While President Biden can do some damage around those areas through executive orders, a future administration could repeal them all. A Republican Senate majority, meanwhile, cuts off the legislative path to the transformational threats, at least for the next two years.
It also throws sand in the gears of staffing the top levels of the Biden administration. Republicans have already suggested that they will repay the Democrats for their procedural games in slow-walking President Trump’s cabinet nominees, and several extremist nominees could be rejected altogether.
Closer to home, Republicans will retain majorities in both chambers of the Michigan Legislature. Senators did not stand for reelection last November, and there was no change in the partisan makeup of the House.
Eight of the incoming Michigan House members participated in the Mackinac Center’s Candidate University last June, and we are opening lines of communication and collaboration with them and others before they join the Legislature. So far, we have been impressed by the experience and perspective of the incoming House class.
Two state senators resigned their seats at the end of December after winning elections to county offices. Those seats could remain vacant much of the year, depending on when Gov. Gretchen Whitmer schedules the special elections for their replacements. The effects of those vacancies will more likely be felt at the committee level, where certain policies lose a champion or at least a reliable vote.
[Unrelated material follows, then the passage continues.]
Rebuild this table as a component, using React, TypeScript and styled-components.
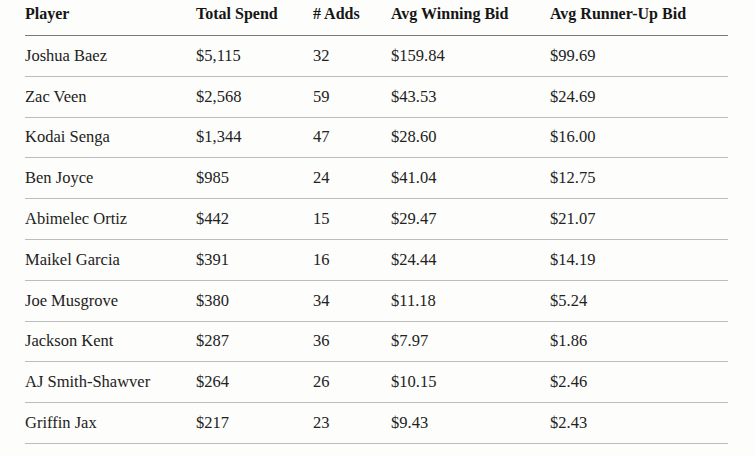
import React from 'react';
import styled, { createGlobalStyle } from 'styled-components';

const GlobalStyle = createGlobalStyle`
  html, body {
    margin: 0;
    padding: 0;
    background: #fdfdfb;
  }
  body {
    font-family: 'Liberation Serif', 'Times New Roman', serif;
    color: #1c1c1c;
  }
`;

interface IRow {
  player: string;
  spend: string;
  adds: number;
  winning: string;
  runnerUp: string;
}

const rows: IRow[] = [
  { player: 'Joshua Baez', spend: '$5,115', adds: 32, winning: '$159.84', runnerUp: '$99.69' },
  { player: 'Zac Veen', spend: '$2,568', adds: 59, winning: '$43.53', runnerUp: '$24.69' },
  { player: 'Kodai Senga', spend: '$1,344', adds: 47, winning: '$28.60', runnerUp: '$16.00' },
  { player: 'Ben Joyce', spend: '$985', adds: 24, winning: '$41.04', runnerUp: '$12.75' },
  { player: 'Abimelec Ortiz', spend: '$442', adds: 15, winning: '$29.47', runnerUp: '$21.07' },
  { player: 'Maikel Garcia', spend: '$391', adds: 16, winning: '$24.44', runnerUp: '$14.19' },
  { player: 'Joe Musgrove', spend: '$380', adds: 34, winning: '$11.18', runnerUp: '$5.24' },
  { player: 'Jackson Kent', spend: '$287', adds: 36, winning: '$7.97', runnerUp: '$1.86' },
  { player: 'AJ Smith-Shawver', spend: '$264', adds: 26, winning: '$10.15', runnerUp: '$2.46' },
  { player: 'Griffin Jax', spend: '$217', adds: 23, winning: '$9.43', runnerUp: '$2.43' },
];

// Wrapper that keeps the table off the left edge
const Wrapper = styled.div`
  padding: 0 27px 0 25px;
`;

const Row = styled.div<{ $header?: boolean }>`
  display: grid;
  grid-template-columns: 171px 117px 78px 159px 1fr;
  align-items: center;
  height: ${(p) => (p.$header ? '36px' : '40.8px')};
  padding-bottom: ${(p) => (p.$header ? '7px' : '0')};
  box-sizing: border-box;
  border-bottom: ${(p) => (p.$header ? '1.5px solid #7a7a7a' : '1px solid #bdbdbd')};
`;

const HeadCell = styled.div`
  font-size: 16px;
  font-weight: 700;
  color: #161616;
  white-space: nowrap;
`;

const Cell = styled.div`
  font-size: 16.5px;
  color: #222;
  white-space: nowrap;
`;

export default function App() {
  return (
    <>
      <GlobalStyle />
      <Wrapper>
        <Row $header>
          <HeadCell>Player</HeadCell>
          <HeadCell>Total Spend</HeadCell>
          <HeadCell># Adds</HeadCell>
          <HeadCell>Avg Winning Bid</HeadCell>
          <HeadCell>Avg Runner-Up Bid</HeadCell>
        </Row>
        {rows.map((row) => (
          <Row key={row.player}>
            <Cell>{row.player}</Cell>
            <Cell>{row.spend}</Cell>
            <Cell>{row.adds}</Cell>
            <Cell>{row.winning}</Cell>
            <Cell>{row.runnerUp}</Cell>
          </Row>
        ))}
      </Wrapper>
    </>
  );
}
The main impact of the Michigan election, though, is the flip of the Michigan Supreme Court. Liberty stalwart Stephen Markman, who was age-limited off the bench, will be replaced by former Michigan League of Conservation Voters President Elizabeth Welch. This will be the first time in many years that the court will have a majority of Democrat-endorsed justices. Expect the court to issue activist rulings in most areas of law and grant broad deference to the executive branch, especially in upcoming cases involving emergency powers.